Challenges and Future Outlook
The development of carbon storage infrastructure in the North Sea faces significant regulatory and social hurdles. A primary challenge is the reliance on national legislation rather than unified international frameworks. Most Carbon Capture and Storage (CCS) programmes are governed by the laws of the individual country running them, which can complicate cross-border coordination. While there have been some moves toward international cooperation, the fragmented legal landscape remains a barrier to seamless integration of storage sites shared between nations.
Public opposition also plays a critical role, particularly regarding onshore storage. Although the North Sea offers extensive subsea options, the need to capture and transport CO2 often involves onshore infrastructure, which can face local resistance. This contrasts with the relative invisibility of offshore storage in saline aquifers or old oil and gas workings. The social license to operate for these projects depends heavily on managing these onshore impacts effectively.

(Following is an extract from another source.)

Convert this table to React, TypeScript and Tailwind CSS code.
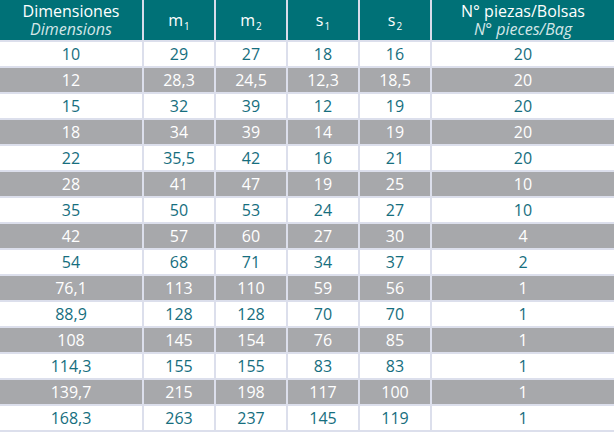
import React from "react";

const rows: string[][] = [
  ["10", "29", "27", "18", "16", "20"],
  ["12", "28,3", "24,5", "12,3", "18,5", "20"],
  ["15", "32", "39", "12", "19", "20"],
  ["18", "34", "39", "14", "19", "20"],
  ["22", "35,5", "42", "16", "21", "20"],
  ["28", "41", "47", "19", "25", "10"],
  ["35", "50", "53", "24", "27", "10"],
  ["42", "57", "60", "27", "30", "4"],
  ["54", "68", "71", "34", "37", "2"],
  ["76,1", "113", "110", "59", "56", "1"],
  ["88,9", "128", "128", "70", "70", "1"],
  ["108", "145", "154", "76", "85", "1"],
  ["114,3", "155", "155", "83", "83", "1"],
  ["139,7", "215", "198", "117", "100", "1"],
  ["168,3", "263", "237", "145", "119", "1"],
];

const widths = ["w-[142px]", "w-[72px]", "w-[72px]", "w-[72px]", "w-[72px]", "flex-1"];

function Sym({ base, sub }: { base: string; sub: string }) {
  return (
    <span className="relative">
      {base}
      <span className="text-[10px] relative top-[4px] ml-[1px]">{sub}</span>
    </span>
  );
}

export default function App() {
  return (
    <div
      className="w-[614px] h-[432px] bg-white overflow-hidden font-medium"
      style={{ fontFamily: '"Open Sans", "Noto Sans", sans-serif' }}
    >
      <div className="flex h-[40px] bg-[#007177] text-white text-[16px] leading-[18px]">
        <div className="w-[142px] flex flex-col items-center justify-center">
          <span>Dimensiones</span>
          <span className="italic text-[#d4e6e7]">Dimensions</span>
        </div>
        <div className="w-[72px] border-l-2 border-[#d9dcea] flex items-center justify-center pt-[2px]">
          <Sym base="m" sub="1" />
        </div>
        <div className="w-[72px] border-l-2 border-[#d9dcea] flex items-center justify-center pt-[2px]">
          <Sym base="m" sub="2" />
        </div>
        <div className="w-[72px] border-l-2 border-[#d9dcea] flex items-center justify-center pt-[2px]">
          <Sym base="s" sub="1" />
        </div>
        <div className="w-[72px] border-l-2 border-[#d9dcea] flex items-center justify-center pt-[2px]">
          <Sym base="s" sub="2" />
        </div>
        <div className="flex-1 border-l-2 border-[#d9dcea] flex flex-col items-center justify-center">
          <span>N° piezas/Bolsas</span>
          <span className="italic text-[#d4e6e7]">N° pieces/Bag</span>
        </div>
      </div>
      {rows.map((r, i) => {
        const gray = i % 2 === 1;
        return (
          <div
            key={i}
            className={`flex h-[26px] border-t-2 border-[#dcdfec] text-[16px] ${
              gray ? "bg-[#a7a8ab] text-white" : "bg-white text-[#166e7e]"
            }`}
          >
            {r.map((c, j) => (
              <div
                key={j}
                className={`${widths[j]} flex items-center justify-center ${
                  j > 0 ? "border-l-2 border-[#dcdfec]" : ""
                }`}
              >
                {c}
              </div>
            ))}
          </div>
        );
      })}
      <div className="h-[2px] bg-[#dcdfec]" />
    </div>
  );
}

Technologically, the region relies heavily on existing oil and gas infrastructure. The identified storage geologies are predominantly located in former hydrocarbon fields, leveraging the detailed geological data and infrastructure already in place. Around 90% of the identified storage geologies for carbon dioxide in Europe are shared between Norway and the United Kingdom, with all designated sites located in the North Sea. This reliance on legacy infrastructure provides a cost-effective pathway but also ties the CCS industry to the traditional energy sector's supply chains and expertise.
Looking ahead, these projects are pivotal for achieving net zero carbon emissions by 2050. Governments have pledged this target, necessitating solutions for remaining CO2 produced by heavy industry. The North Sea’s capacity to store CO2 in saline aquifers and depleted fields offers a scalable solution for these hard-to-abate sectors. Success will depend on enhancing international cooperation, addressing public concerns, and efficiently utilizing the existing oil and gas framework to accelerate deployment.